A truly simple solution would be for the Government to ensure that independent generators had access to feed-in tariffs, much on the same basis as the small feed-in tariff operates, or some model as has been proposed like the 'Green Power Auction Market' (GPAM) suggested last year. That means taking action that increases the institutional clout of the independents so that they get contracts as of right, not proposing more competition that ends up being hijacked in the interests of the establishment.

So what is the solution? Well of course legislation is important, but as the campaign about small feed-in tariffs in 2007-2008 demonstrated, it is bottom up action by the grass roots to get alternative energy schemes going that will force the politicians to support their interests. So what should we do? Well if you are a councillor, use what powers you can to make developers build to the highest standards according to the 'Code for Sustainable Homes', get your company/organisation to build houses according to the 'Passivhaus' standard, start a community renewable scheme, put a solar panel on your roof etc. The political power of green activists, when they get their act together and ally with nascent or actual existing new energy interests and environmental NGOs such as Friends of the Earth is potentially considerable; in practice rather stronger than the leverage of independent suppliers or generators on their own.

But for the moment we are stuck with populism, whether promises of price freezes to encourage the masses or pleas for more competition to satisfy the elites.

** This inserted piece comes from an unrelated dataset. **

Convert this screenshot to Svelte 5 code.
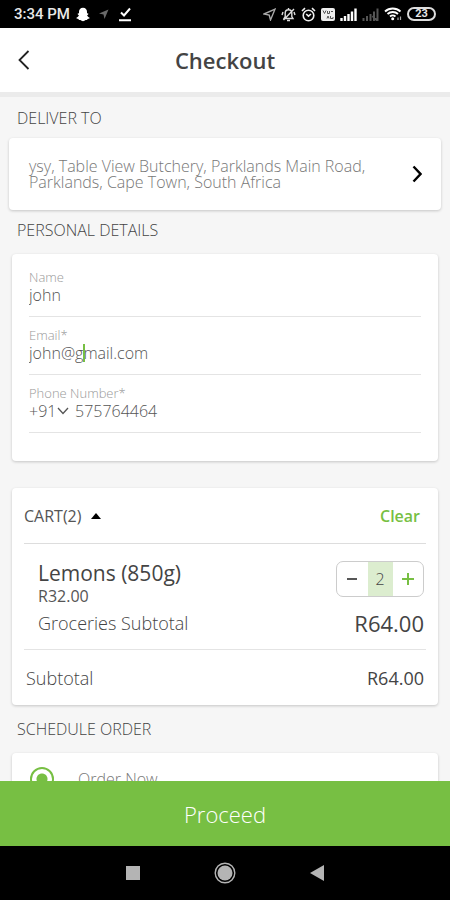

You can read Labour's policy here, which, sadly, offers little hope that the diversion of funds from renewables to nuclear under EMR will be changed.
 http://www.yourbritain.org.uk/agenda-2015/policy-review/policy-review/energy-green-paper?download=true

1 comment:

  1. David,
    I agree with your post, and the trouble is deeper than lack of competition, but lies in the accounting. The scarcity of electricity, and thus its intrinsic value, can vary within minutes or seconds. So accounting has to be done concerning very short periods, perhaps as short as once every 10 seconds or so. Such metering and related settlement is feasible at wholesale, such as the electricity of a city, region, town or perhaps village. It is not feasible at a retail level, at least not without intrusion into households similar to that of GCHQ (and NSA) of our telephone calls, and vastly expense.
    The electricity distribution system is fundamentally shared - a communal resource. The attempt to divy it up so that competing corporations can account for "their" customers creates many perverse incentives that gets in the way of "renewable friendly" consumer behaviour. We need a governance structure that is more "community regarding", and so to move beyond the simplistic notion that competition is the only route to efficiency. We do not need yet more corporate monitoring of our daily lives.